The Motley Fool has been making successful stock picks for many years, but we don’t always agree on what a great stock looks like. That’s what makes us “motley,” and it’s one of our core values. We can disagree respectfully, as we often do. Investors do better when they share their knowledge.
In that spirit, we three Fools have banded together to find the market’s best and worst stocks, which we’ll rate on The Motley Fool’s CAPS system as outperformers or underperformers. We’ll be accountable for every pick based on the sum of our knowledge and the balance of our decisions. Today, we’ll be discussing J.C. Penney Company, Inc. (NYSE:JCP), one of the oldest and most well-known apparel retailers in the U.S.
J.C. Penney by the numbers
Here’s a quick snapshot of the company’s most important numbers:
Metric | Result (TTM or most recent available) |
---|---|
Market cap | $3.28 billion |
Revenue | $12.98 billion |
Price/book | 1 |
Price/sales | 0.3 |
Price/cash flow | 10.9 |
Forward P/E | N/A |
Cash/debt | $930 million/ $2.98 billion |
Competitors | Macy’s (NYSE:M) Kohl’s Sears Holdings (NASDAQ:SHLD) |
Sean’s take
I don’t have a word to describe just how horrific J.C. Penney Company, Inc. (NYSE:JCP)’s fourth-quarter results were. It obliterated every imaginable barrier for how bad a company could perform on a year-over-year basis. Total revenue plunged 28.4%, same-store sales fell 31.7%, and direct-to-consumer sales caved 34.4%. Cumulatively for the entire year, Penney’s reported a loss of $985 million. These results have left J.C. Penney Company, Inc. (NYSE:JCP)’s and investors at a crossroads. We know something needs to be done (and quickly), but the question is whether or not management has all the right answers now.

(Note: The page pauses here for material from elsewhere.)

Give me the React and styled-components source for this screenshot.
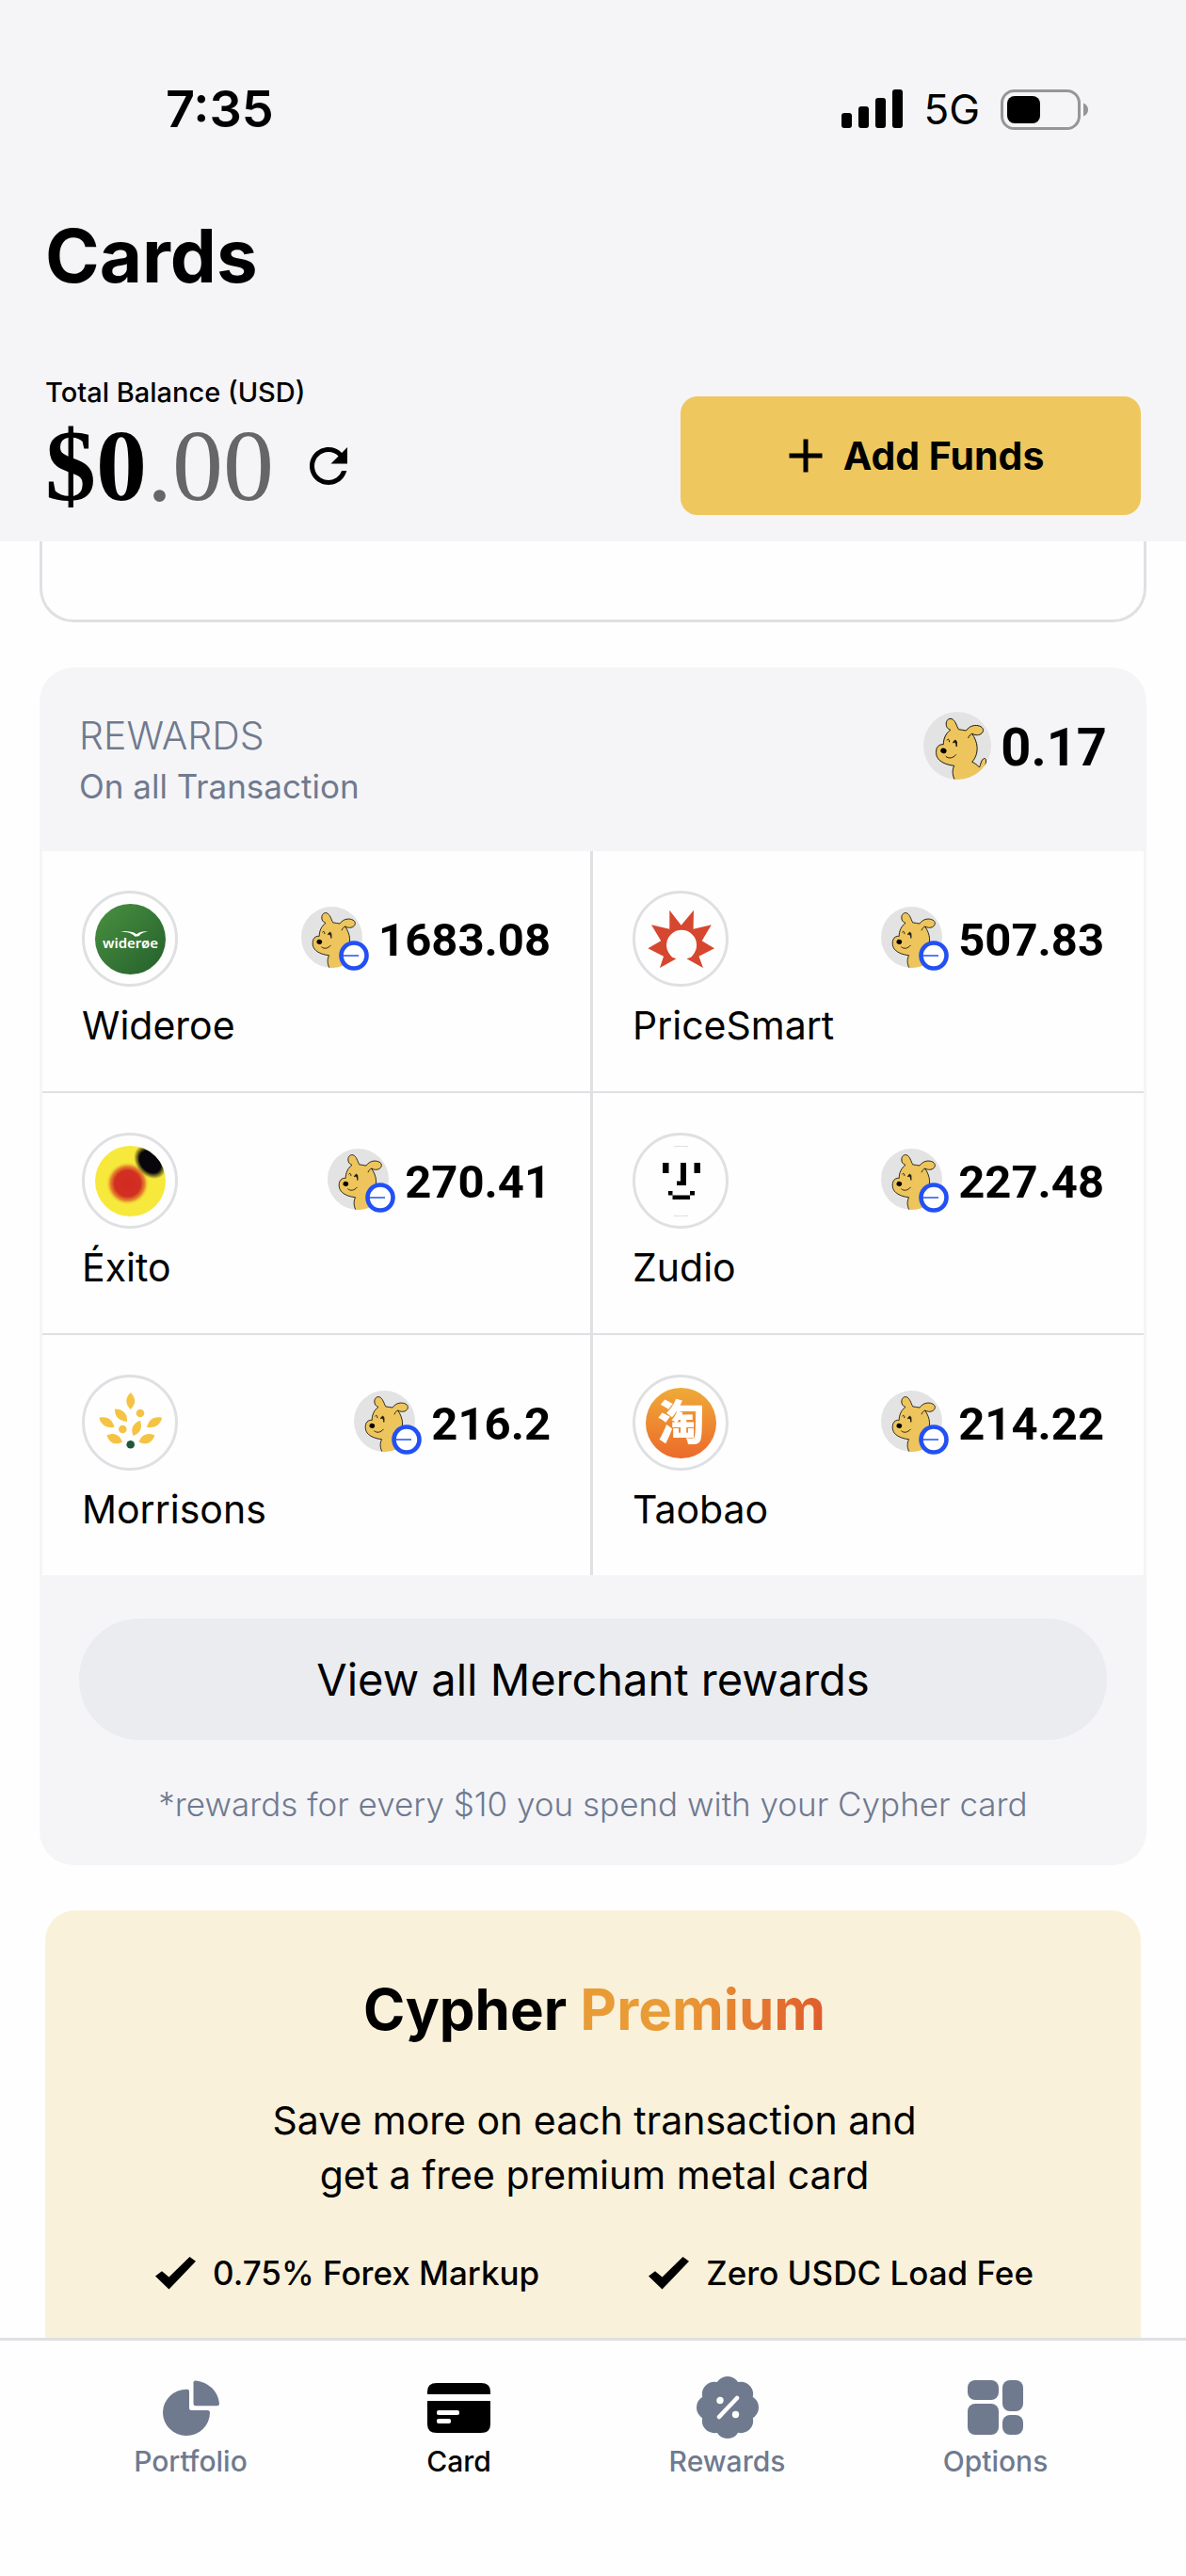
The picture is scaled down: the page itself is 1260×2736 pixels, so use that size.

Looking at this from the bulls’ perspective, Penney’s is now as cheap as it’s been relative to sales and book value since the height of the recession. Penney’s is a well-known department store that’s one of the anchor brands often found in malls. In addition, it doesn’t have a novice at the helm. CEO Ron Johnson has a history of success under his belt, having led Target (NYSE:TGT) to success in the mid-1990s after he altered the company’s strategy to go after designer brands. Johnson understood early that consumers crave designer brands and moved Target back into relevance. His greatest victory came with the opening of Apple‘s first retail store in 2001; I think we all know how well that turned out.
However, investors couldn’t care less about Johnson’s past successes because his current plans have failed to produce anywhere near the desired results. Johnson attempted to remove sales from Penney’s stores and instead introduced a low everyday pricing strategy. The plan backfired after roughly a year with comparable-store sales nose-diving. Kohl’s saw a blistering January same-store sales rise of 13.3% and Macy’s solid fourth-quarter results showed it grew same-store sales 3.9% (and 11.7% in January). It doesn’t take a rocket scientist to figure out where these sales are coming from… J.C. Penney Company, Inc. (NYSE:JCP)! Johnson has since backpedaled on his pricing stance, but I feel it could be too little, too late.